While previous research and models are similarly targeted at reducing food wastage, a glaring difference lies in the failure of those models to capture the relation and interaction between the dual-level supply chain (consumer and retailer). Previous model focused on strategies that address from either the consumer or retailer supply chain separately. One model formulated the prime time for businesses to donate their leftovers to charitable organisations with the aim of minimizing the cost of wastage while optimizing the benefits to recipients. Considering the quality and extent of decline of perishable food, another model formulated the price for selling perishable food items at cheaper rates while minimizing compromise on sales returns. It is obvious that the focus is only one level supply chain. However, if consumers continue to contribute food waste, is one level supply chain strategy really effective? Imagine a fish tank consisting of two holes, does covering one hole stop the leakage or the fish would eventually die as water still leaks from the other hole? Clearly, we need a strategy that address multiple sources of food waste.

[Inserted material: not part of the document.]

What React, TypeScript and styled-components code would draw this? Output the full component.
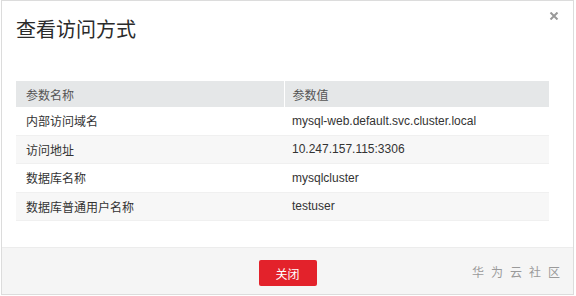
import styled, { createGlobalStyle } from "styled-components";

const GlobalStyle = createGlobalStyle`
  html, body {
    margin: 0;
    padding: 0;
    background: #fff;
    font-family: "Liberation Sans", "Noto Sans CJK SC", sans-serif;
  }
`;

const Dialog = styled.div`
  position: relative;
  box-sizing: border-box;
  margin-left: 1px;
  width: 573px;
  height: 295px;
  border: 1px solid #dcdcdc;
  background: #fff;
  display: flex;
  flex-direction: column;
`;

const Header = styled.div`
  padding: 15px 14px 0;
  height: 80px;
  box-sizing: border-box;
`;

const Title = styled.h2`
  margin: 0;
  font-size: 20px;
  line-height: 28px;
  font-weight: normal;
  color: #2b2b2b;
`;

const Close = styled.button`
  position: absolute;
  top: 10px;
  right: 14px;
  width: 11px;
  height: 9px;
  padding: 0;
  border: 0;
  background: none;
  cursor: pointer;
  display: flex;
  align-items: center;
  justify-content: center;
`;

const Body = styled.div`
  flex: 1;
  padding: 0 0 0 14px;
`;

const Table = styled.table`
  width: 533px;
  border-collapse: collapse;
  font-size: 12px;
  color: #333;
  table-layout: fixed;
`;

const HeadCell = styled.th<{ $first?: boolean }>`
  height: 26px;
  padding: 0 0 0 ${(p) => (p.$first ? 10 : 8)}px;
  text-align: left;
  font-weight: normal;
  color: #555;
  background: #e5e7e8;
  border-left: ${(p) => (p.$first ? "none" : "1px solid #fff")};
`;

const Row = styled.tr<{ $striped: boolean }>`
  background: ${(p) => (p.$striped ? "#f7f7f7" : "#fff")};
  border-bottom: 1px solid #f0f0f0;
`;

const Cell = styled.td<{ $first?: boolean }>`
  height: 27.5px;
  padding: 0 0 0 ${(p) => (p.$first ? 10 : 8)}px;
  color: #333;
`;

const Footer = styled.div`
  position: relative;
  height: 47px;
  box-sizing: border-box;
  border-top: 1px solid #ececec;
  background: #f5f5f5;
  display: flex;
  justify-content: center;
  padding-top: 12px;
`;

const Button = styled.button`
  width: 58px;
  height: 26px;
  padding: 0;
  border: 0;
  border-radius: 2px;
  background: #e3222b;
  color: #fff;
  font-family: inherit;
  font-size: 12px;
  cursor: pointer;
`;

const Watermark = styled.span`
  position: absolute;
  right: 6px;
  top: 17px;
  font-size: 12px;
  letter-spacing: 7px;
  color: #9a9a9a;
  line-height: 16px;
`;

const rows = [
  ["内部访问域名", "mysql-web.default.svc.cluster.local"],
  ["访问地址", "10.247.157.115:3306"],
  ["数据库名称", "mysqlcluster"],
  ["数据库普通用户名称", "testuser"],
];

export default function App() {
  return (
    <>
      <GlobalStyle />
      <Dialog>
        <Header>
          <Title>查看访问方式</Title>
        </Header>
        <Close aria-label="close">
          <svg width="10" height="8" viewBox="0 0 10 8">
            <path d="M1.5 0.5 L8.5 7.5 M8.5 0.5 L1.5 7.5" stroke="#999" strokeWidth="2" />
          </svg>
        </Close>
        <Body>
          <Table>
            <colgroup>
              <col style={{ width: 268 }} />
              <col />
            </colgroup>
            <thead>
              <tr>
                <HeadCell $first>参数名称</HeadCell>
                <HeadCell>参数值</HeadCell>
              </tr>
            </thead>
            <tbody>
              {rows.map(([k, v], i) => (
                <Row key={k} $striped={i % 2 === 1}>
                  <Cell $first>{k}</Cell>
                  <Cell>{v}</Cell>
                </Row>
              ))}
            </tbody>
          </Table>
        </Body>
        <Footer>
          <Button>关闭</Button>
          <Watermark>华为云社区</Watermark>
        </Footer>
      </Dialog>
    </>
  );
}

The 2-level supply chain mathematical model introduced by Dr Po-ngarm Somkun of Naresuan University, addresses both the consumer and retailer aspects of food wastage. The team led by Dr Po-ngarm Somkun, conducted a survey compromising 330 participants to determine the impact on quantity of food waste in which social factors (income and gender) and food types are accounted for. To study consumer behaviours, participants were asked to rate their behaviour (highly agree to highly disagree) which gives indication of positive response (e.g. use of shopping list) or a negative response (e.g. overbuying during promotions). In the case of businesses, interview was conducted with owners to determine the quantity of food wasted based on its type, brand and sizes. Subsequently, these data are translated into the mathematical model to investigate the impact of the size of a unit sale (varying the size between 50 and 550grams) on the unit size of total food waste.
As a result, the model established a link between the size of unit sale and the total food waste. This allows an ‘ideal’ size of unit sale to be derived and adopted by businesses and consumers respectively such that the total food waste would be kept to the minimal.
Dr Po-ngarm Somkun acknowledges that not all food products sold in the market are highly perishable, with some having long expiry dates. However, this model which assumes shelf life to be approximately one day, still closely depicts fresh food (e.g. meat and vegetables) and dairy products that are most perishable and regularly consumed in our daily life. For sure, one can expect improvement in inventory management practices and she is hopeful that the model may be extended to replenishment planning.